>> begin

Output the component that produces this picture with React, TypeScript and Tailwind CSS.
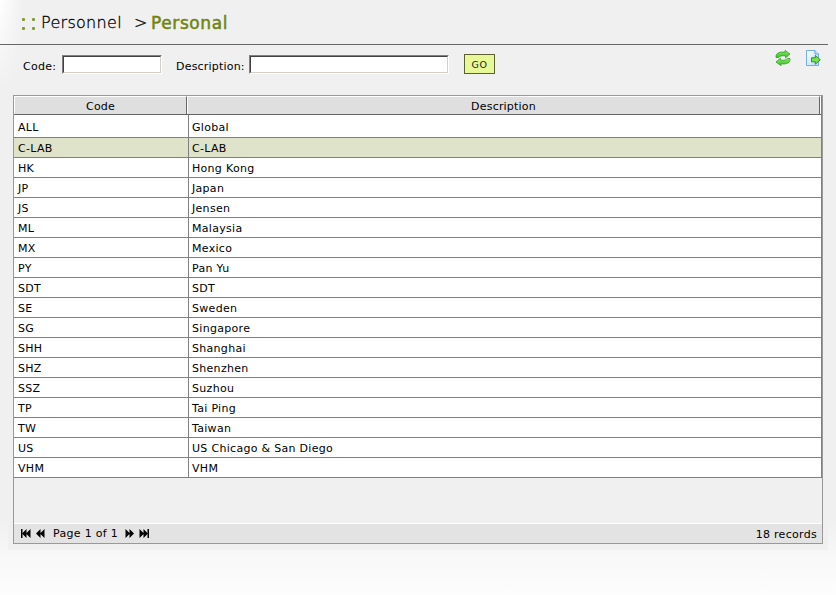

>> end
>> begin

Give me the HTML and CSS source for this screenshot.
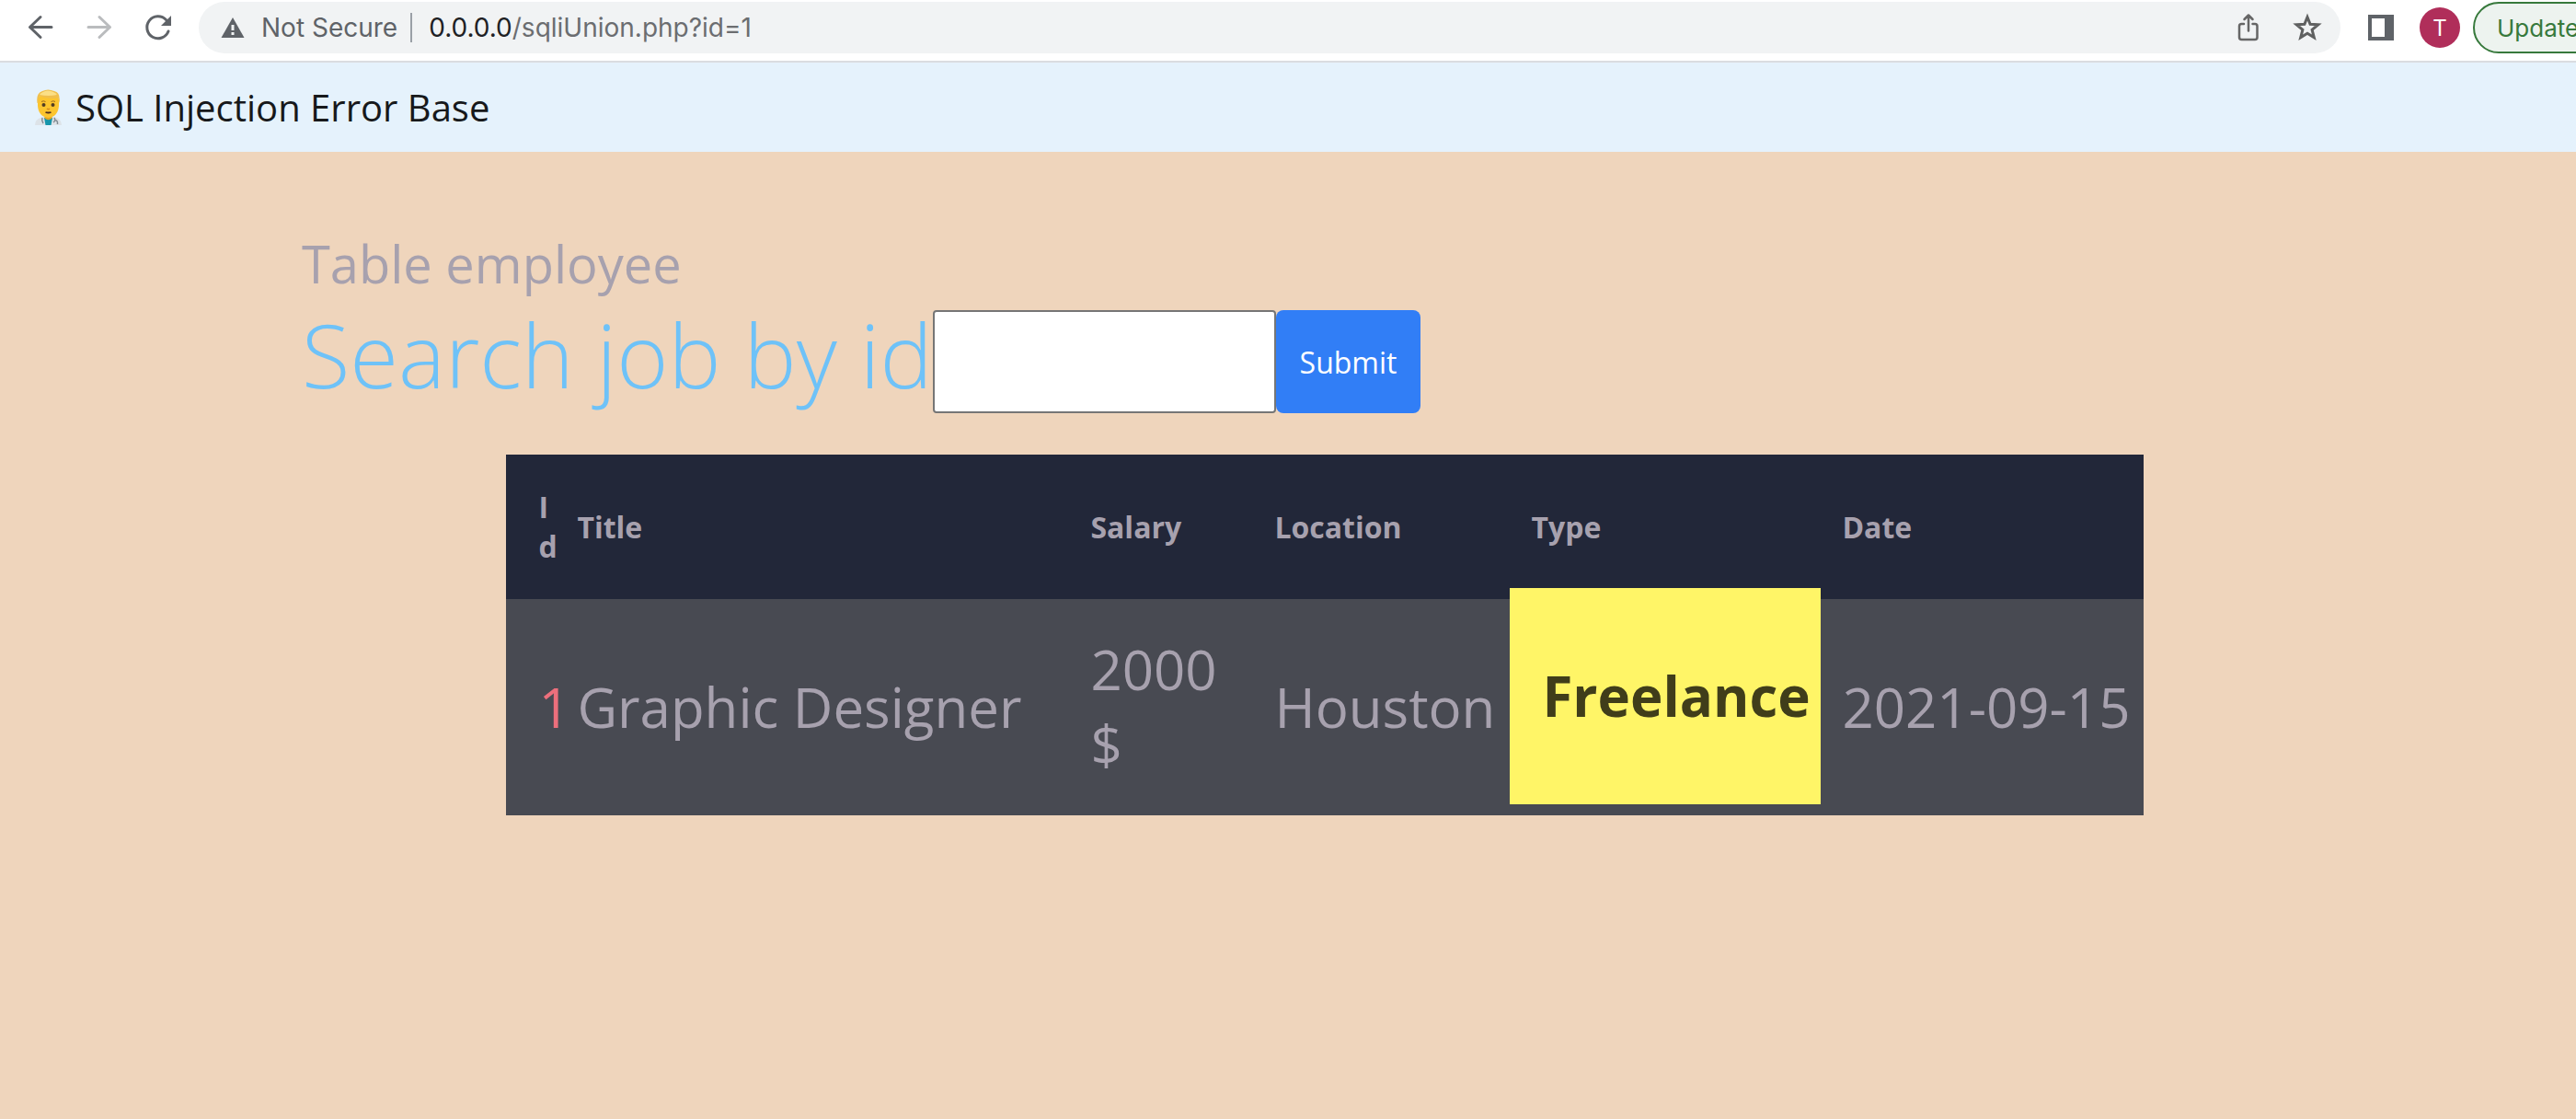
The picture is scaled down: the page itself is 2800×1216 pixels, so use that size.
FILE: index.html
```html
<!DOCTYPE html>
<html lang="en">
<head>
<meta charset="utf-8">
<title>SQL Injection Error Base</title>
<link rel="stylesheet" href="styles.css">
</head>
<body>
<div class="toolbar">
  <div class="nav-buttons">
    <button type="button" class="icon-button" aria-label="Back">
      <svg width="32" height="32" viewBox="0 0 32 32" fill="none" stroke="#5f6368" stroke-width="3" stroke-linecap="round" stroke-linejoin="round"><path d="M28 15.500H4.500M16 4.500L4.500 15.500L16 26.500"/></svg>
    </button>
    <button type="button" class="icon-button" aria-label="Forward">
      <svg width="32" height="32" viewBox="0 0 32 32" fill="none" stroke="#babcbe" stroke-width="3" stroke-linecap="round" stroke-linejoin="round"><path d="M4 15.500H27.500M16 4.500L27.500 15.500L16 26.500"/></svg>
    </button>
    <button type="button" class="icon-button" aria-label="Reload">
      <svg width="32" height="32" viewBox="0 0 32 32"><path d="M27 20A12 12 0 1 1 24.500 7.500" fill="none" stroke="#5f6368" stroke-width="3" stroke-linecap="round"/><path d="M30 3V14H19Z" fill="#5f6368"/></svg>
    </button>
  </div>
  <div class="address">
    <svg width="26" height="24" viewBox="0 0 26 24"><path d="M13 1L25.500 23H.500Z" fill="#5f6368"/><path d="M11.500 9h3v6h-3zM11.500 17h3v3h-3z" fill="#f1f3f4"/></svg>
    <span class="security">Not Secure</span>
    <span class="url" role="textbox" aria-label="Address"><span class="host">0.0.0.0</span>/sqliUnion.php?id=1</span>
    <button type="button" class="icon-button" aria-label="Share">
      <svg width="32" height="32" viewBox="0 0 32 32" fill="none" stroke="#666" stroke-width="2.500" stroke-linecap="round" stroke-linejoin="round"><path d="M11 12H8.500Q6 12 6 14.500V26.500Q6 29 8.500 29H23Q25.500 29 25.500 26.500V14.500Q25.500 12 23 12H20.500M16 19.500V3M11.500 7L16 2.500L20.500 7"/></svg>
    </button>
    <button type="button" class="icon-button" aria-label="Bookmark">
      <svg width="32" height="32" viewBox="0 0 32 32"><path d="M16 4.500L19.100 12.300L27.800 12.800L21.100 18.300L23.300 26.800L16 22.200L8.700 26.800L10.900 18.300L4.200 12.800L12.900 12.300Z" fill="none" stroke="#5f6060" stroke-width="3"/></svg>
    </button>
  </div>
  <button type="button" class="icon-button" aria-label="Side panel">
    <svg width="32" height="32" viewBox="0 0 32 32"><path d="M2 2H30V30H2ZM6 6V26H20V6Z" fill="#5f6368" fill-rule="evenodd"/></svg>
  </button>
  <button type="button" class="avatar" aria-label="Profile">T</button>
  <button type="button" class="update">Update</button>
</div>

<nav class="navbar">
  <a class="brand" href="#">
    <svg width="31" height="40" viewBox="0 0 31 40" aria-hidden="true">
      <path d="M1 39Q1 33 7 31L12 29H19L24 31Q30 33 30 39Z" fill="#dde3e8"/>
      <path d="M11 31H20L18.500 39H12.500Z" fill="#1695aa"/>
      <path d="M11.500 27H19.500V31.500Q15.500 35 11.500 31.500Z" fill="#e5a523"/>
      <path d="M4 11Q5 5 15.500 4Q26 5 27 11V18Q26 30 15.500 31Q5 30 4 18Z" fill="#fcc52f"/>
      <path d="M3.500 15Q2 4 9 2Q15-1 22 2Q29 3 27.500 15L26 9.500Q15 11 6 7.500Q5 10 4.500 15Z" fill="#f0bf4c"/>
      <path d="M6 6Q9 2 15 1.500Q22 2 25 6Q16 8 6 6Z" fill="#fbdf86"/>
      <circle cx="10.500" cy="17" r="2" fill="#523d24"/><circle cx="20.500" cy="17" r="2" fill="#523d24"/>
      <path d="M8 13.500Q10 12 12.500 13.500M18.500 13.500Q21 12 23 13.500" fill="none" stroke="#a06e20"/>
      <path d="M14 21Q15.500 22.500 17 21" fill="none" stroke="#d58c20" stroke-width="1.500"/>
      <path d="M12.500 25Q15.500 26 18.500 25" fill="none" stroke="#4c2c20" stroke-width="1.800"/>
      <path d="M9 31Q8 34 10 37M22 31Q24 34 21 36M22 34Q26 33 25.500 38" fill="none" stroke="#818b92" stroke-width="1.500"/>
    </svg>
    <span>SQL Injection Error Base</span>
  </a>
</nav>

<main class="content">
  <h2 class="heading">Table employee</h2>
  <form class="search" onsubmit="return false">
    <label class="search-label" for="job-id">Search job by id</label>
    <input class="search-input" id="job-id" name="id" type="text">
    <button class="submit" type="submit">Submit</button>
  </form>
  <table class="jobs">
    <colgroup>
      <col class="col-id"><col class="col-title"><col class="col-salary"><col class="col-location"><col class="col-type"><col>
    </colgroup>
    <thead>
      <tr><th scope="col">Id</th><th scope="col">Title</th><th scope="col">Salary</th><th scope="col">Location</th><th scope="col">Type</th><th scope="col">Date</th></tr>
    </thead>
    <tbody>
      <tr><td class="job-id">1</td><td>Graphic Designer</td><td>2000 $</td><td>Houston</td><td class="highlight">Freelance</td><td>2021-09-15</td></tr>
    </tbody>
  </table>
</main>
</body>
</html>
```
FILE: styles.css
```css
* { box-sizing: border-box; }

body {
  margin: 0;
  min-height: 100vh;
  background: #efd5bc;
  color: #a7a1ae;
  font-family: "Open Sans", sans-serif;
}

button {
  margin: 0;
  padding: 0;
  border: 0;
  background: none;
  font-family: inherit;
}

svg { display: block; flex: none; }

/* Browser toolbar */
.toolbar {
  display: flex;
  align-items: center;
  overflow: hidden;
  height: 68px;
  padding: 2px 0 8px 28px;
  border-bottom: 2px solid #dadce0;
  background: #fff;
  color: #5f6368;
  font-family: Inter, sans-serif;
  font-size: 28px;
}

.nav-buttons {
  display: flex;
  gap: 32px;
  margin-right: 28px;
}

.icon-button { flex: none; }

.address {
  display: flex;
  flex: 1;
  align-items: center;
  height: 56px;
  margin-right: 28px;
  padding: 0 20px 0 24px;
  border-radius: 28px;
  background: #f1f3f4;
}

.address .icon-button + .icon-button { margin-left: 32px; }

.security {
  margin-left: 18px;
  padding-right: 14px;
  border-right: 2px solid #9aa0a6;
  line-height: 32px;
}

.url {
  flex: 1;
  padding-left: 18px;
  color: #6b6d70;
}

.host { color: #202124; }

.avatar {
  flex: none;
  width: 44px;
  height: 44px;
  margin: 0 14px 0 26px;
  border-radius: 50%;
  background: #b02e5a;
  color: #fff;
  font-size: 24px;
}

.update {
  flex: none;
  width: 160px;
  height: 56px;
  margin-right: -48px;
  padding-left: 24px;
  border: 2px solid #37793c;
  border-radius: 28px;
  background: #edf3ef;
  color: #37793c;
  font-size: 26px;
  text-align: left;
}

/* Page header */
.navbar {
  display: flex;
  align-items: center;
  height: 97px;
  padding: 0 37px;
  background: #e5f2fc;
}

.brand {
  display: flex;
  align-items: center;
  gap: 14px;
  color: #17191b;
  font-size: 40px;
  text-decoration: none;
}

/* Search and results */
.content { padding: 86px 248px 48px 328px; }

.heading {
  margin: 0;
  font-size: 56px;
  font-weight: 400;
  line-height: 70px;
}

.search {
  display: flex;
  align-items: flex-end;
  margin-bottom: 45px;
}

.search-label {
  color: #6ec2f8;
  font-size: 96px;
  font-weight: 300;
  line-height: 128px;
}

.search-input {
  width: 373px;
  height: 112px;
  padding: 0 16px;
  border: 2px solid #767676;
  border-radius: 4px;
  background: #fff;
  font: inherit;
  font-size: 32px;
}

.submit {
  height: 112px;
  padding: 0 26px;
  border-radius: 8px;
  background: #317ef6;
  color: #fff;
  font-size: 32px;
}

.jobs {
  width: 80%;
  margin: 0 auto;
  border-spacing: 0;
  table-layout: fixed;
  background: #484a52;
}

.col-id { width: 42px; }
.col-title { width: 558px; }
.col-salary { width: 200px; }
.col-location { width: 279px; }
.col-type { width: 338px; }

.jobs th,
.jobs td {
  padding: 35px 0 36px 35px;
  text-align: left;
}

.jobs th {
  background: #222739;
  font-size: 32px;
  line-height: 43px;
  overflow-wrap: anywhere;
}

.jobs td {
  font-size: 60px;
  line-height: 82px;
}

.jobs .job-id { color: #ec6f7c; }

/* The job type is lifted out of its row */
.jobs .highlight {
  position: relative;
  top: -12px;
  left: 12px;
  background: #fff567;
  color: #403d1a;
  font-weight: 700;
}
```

>> end

*WORK INSTRUCTIONS*:
Search the preceding listing for "that" and extract every line where it is found.

*OUTPUT FOR THIS TASK*:
Output the component that produces this picture with React, TypeScript and Tailwind CSS.
The picture is scaled down: the page itself is 2800×1216 pixels, so use that size.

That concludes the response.